**WRITTEN EXERCISE**
Identify all lines in the data containing the string "React". Copy them out.

□ □ □ □ □ □ □

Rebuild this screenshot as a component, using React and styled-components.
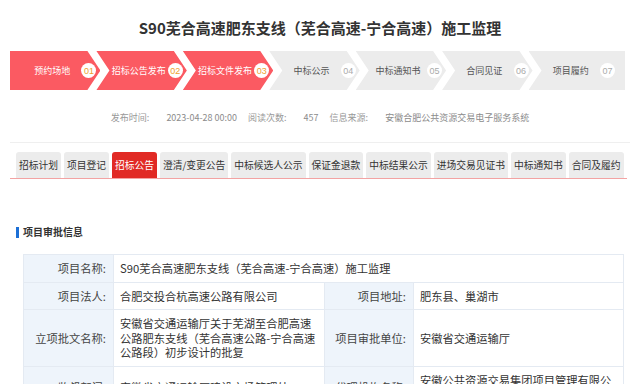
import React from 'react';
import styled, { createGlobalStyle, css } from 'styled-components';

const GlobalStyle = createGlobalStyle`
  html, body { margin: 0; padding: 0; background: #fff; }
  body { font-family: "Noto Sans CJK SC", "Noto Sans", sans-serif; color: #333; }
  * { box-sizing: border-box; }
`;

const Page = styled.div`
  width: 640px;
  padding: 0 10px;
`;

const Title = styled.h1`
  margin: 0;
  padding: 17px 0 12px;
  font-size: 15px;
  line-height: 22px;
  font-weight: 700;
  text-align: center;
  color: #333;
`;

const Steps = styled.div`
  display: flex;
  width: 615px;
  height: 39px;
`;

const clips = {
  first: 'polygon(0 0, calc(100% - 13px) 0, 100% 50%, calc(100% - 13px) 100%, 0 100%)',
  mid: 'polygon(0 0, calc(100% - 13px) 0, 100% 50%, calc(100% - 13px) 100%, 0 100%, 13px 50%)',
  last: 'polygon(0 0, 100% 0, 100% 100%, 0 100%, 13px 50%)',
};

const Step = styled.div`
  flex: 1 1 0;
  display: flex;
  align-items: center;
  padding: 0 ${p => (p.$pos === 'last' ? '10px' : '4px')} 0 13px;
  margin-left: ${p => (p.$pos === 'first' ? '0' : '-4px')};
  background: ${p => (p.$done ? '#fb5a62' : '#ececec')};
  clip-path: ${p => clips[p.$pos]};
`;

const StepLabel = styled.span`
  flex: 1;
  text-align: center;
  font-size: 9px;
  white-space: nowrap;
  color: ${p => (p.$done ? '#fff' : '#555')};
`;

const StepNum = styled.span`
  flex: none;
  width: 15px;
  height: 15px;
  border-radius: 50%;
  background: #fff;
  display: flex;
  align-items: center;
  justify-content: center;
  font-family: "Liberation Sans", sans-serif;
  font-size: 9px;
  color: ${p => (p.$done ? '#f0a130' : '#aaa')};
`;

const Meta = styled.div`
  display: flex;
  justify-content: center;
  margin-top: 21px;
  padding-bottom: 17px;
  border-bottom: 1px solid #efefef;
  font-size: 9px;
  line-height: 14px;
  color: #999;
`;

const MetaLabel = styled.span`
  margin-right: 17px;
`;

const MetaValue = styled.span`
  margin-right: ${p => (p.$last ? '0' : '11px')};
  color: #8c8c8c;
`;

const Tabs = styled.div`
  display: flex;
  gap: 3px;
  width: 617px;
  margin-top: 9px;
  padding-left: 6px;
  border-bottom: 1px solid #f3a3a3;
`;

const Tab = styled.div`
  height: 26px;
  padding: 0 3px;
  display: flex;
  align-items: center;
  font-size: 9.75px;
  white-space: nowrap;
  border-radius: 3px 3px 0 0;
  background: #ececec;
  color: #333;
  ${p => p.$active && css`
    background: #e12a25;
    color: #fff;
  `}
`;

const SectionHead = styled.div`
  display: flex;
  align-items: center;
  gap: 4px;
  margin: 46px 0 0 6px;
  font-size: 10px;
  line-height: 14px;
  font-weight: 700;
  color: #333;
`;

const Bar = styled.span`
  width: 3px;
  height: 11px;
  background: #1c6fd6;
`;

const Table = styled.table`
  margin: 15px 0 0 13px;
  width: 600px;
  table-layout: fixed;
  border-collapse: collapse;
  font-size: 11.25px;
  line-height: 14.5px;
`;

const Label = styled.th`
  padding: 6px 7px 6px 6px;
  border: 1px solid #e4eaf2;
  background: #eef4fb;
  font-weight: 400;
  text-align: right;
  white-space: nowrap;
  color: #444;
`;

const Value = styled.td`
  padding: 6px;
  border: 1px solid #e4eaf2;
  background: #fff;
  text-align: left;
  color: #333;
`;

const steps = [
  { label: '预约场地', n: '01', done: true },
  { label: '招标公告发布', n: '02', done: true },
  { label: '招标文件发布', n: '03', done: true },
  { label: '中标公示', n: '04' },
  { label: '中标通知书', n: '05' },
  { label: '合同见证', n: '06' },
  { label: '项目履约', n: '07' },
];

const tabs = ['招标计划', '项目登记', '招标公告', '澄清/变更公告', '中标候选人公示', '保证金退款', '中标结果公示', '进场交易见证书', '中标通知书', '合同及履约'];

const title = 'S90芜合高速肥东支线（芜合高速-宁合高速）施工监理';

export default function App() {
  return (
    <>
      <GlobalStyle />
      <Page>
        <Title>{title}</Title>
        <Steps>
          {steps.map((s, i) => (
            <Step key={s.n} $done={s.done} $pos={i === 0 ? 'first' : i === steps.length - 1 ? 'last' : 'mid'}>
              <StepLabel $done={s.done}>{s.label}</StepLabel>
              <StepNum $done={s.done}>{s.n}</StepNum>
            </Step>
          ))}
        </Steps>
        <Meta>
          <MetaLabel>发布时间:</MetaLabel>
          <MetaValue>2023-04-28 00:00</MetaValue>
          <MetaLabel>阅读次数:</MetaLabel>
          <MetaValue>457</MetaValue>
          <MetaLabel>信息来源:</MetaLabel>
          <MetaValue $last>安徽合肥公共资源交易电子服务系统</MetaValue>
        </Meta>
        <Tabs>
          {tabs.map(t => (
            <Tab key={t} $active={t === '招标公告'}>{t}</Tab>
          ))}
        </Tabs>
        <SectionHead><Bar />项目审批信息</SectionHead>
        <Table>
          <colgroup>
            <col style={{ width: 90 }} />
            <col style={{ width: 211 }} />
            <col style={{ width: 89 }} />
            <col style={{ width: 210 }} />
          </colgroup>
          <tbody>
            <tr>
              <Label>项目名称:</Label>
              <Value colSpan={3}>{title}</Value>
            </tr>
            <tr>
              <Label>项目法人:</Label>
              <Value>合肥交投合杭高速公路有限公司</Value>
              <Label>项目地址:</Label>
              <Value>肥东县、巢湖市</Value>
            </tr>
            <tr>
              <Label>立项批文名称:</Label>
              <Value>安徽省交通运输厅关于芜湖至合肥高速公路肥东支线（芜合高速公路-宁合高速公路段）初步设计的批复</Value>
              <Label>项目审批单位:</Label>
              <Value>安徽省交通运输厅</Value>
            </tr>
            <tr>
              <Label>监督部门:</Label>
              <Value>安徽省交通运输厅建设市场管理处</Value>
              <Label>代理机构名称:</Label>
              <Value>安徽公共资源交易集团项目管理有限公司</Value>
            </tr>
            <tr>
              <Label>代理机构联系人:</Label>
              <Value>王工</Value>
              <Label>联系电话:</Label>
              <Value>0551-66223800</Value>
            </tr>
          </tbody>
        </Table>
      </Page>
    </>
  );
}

□ □ □ □ □ □ □

**WRITTEN ANSWER**
Rebuild this screenshot as a component, using React and styled-components.
import React from 'react';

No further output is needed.